According to the report, from 2003 to 2020, social isolation increased an average of 24 hours per month, while time spent with friends decreased an average of 20 hours per month. We are in an epidemic of loneliness and isolation.

Loneliness and disconnection from friends, family, and community can have lasting impacts on both individual and societal health. This epidemic of isolation underscores an urgent need for Americans of all backgrounds to meet new people, connect, and build community together. The good news is that as individuals, we have agency - and we can take steps to combat loneliness, connect with people, and even help others overcome their own feelings of loneliness and isolation.
Giving Circles Connect Purpose and Togetherness
If you’re among the millions of people who've been looking to make new friends and feel a sense of belonging with others, Giving Circles might be your answer. Also known as social philanthropy or collective giving, Giving Circles bring people together around a community or common cause and provide a vehicle through which the members pool their resources and donate to the nonprofits that champion their issue.
How It Works: One Popular Giving Circle Model

Here are four ways Giving Circles can help you meet new people and build community as you go.
1. Join a Giving Circle
Giving Circles exist all over the country, so do some research online to learn what’s happening in social philanthropy in your area. Grapevine and Philanthropy Together are great places to start, or you could enter the issue areas you’re passionate about directly into the search bar of the Global Giving Circle Directory. Depending on what turns up, it might be as straightforward as clicking a “Join” button on the group’s Grapevine page or emailing the organizer to get involved.
Giving Circles typically meet on a regular cadence - often monthly or quarterly - so get the next meeting on your schedule and gear up to attend. Making new friends takes effort and active participation, so attend the Giving Circle meetings regularly and don’t be afraid to jump in from the get-go. Since you’re joining a group with whom you share common interests, building relationships and making meaningful connections with new people will naturally happen. Think of how inspiring it will be to create real tangible impact with a group of new friends!
2. Start a Giving Circle
If you can’t find a circle that aligns with your interests, you could take a leap of faith and start your own! This takes a little more effort than joining an existing circle, but the rewards of building social capital and bringing people together are rich.
First, identify one or two folks who would be up for starting a circle with you, then hone in on the location or issue area (or areas) together. Or you could decide for yourself which cause you are most passionate about and recruit members from there.
Put feelers out to your existing network - maybe those friends have friends who’d be interested. Tap your social media networks - perhaps you can convert some of those virtual friends into real life ones. You could even try the time-tested tactic of putting up flyers!
Recruitment should be an ongoing process, but once you have a handful of people committed, put the logistics in place. Establish guidelines and schedules for meetings as well as agreed-upon contribution amounts. Above all, create a supportive, inclusive, and fun environment that will contribute to people sticking around. From there, building relationships based on a shared sense of purpose will be within reach.
3. Volunteer Together
Once you get your Giving Circle rolling, you can build it out with activities that align with your group’s values. Connect with the nonprofits with missions that resonate with your Giving Circle and get involved! Organize group volunteer days or other activities that bring your crew together - and even expand it by meeting others who are involved with the same organizations as you. Taking the next step of engagement will help foster connections with new folks while making an impact in your community.
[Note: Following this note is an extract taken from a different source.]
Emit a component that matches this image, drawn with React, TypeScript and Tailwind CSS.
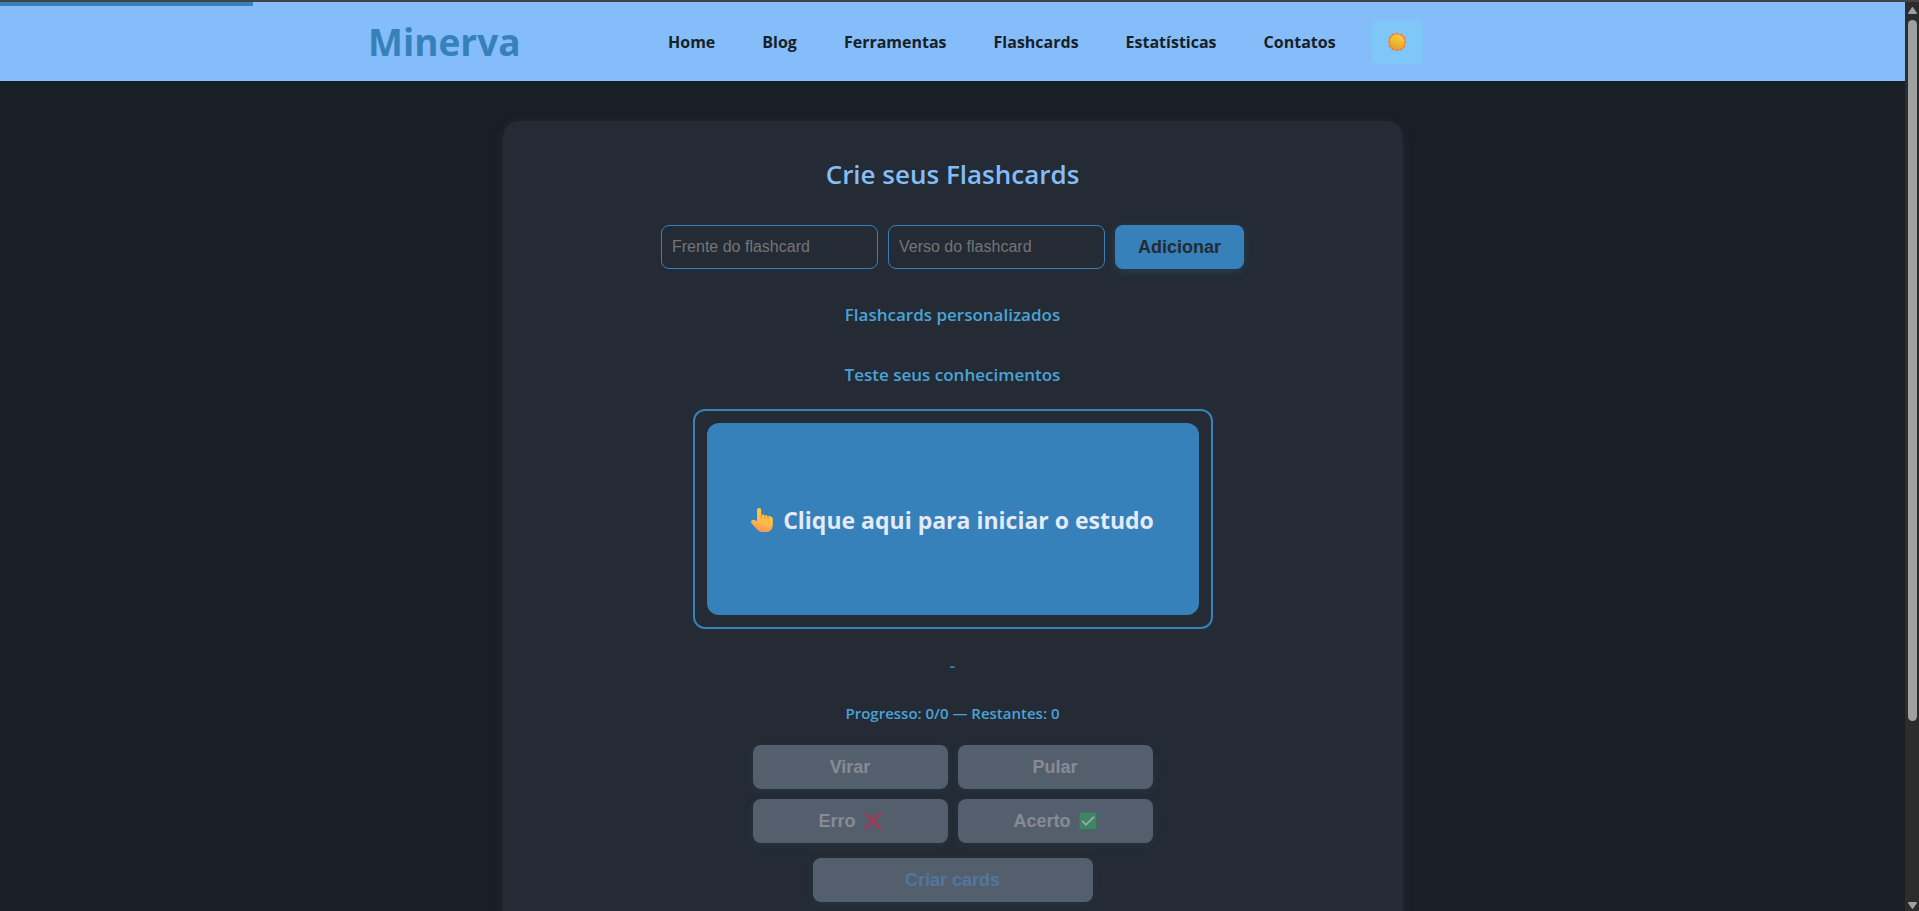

4. Attend Philanthropic Events
By taking the steps to start and develop a Giving Circle, you’ve likely gained confidence along with a sense of purpose. Get out there and continue to broaden your net! What types of events are going on in your community that overlap well with the goals of your Giving Circle? Attend fundraisers, networking opportunities, conferences - you name it. Use these events to bring new people into your circle or inspire them to start their own. Cause-based events offer an opportunity to connect with like-minded individuals and expand your network.
Conclusion
It’s true that loneliness is a serious issue in this country that will take work on both the societal and individual levels to solve. But by engaging in social philanthropy - joining or starting a Giving Circle, then using your circle as a vehicle to get out and build your network with hands-on activities and events - you’ll not only meet new people, develop relationships and a sense of belonging, but you’ll do it all while making a difference for others.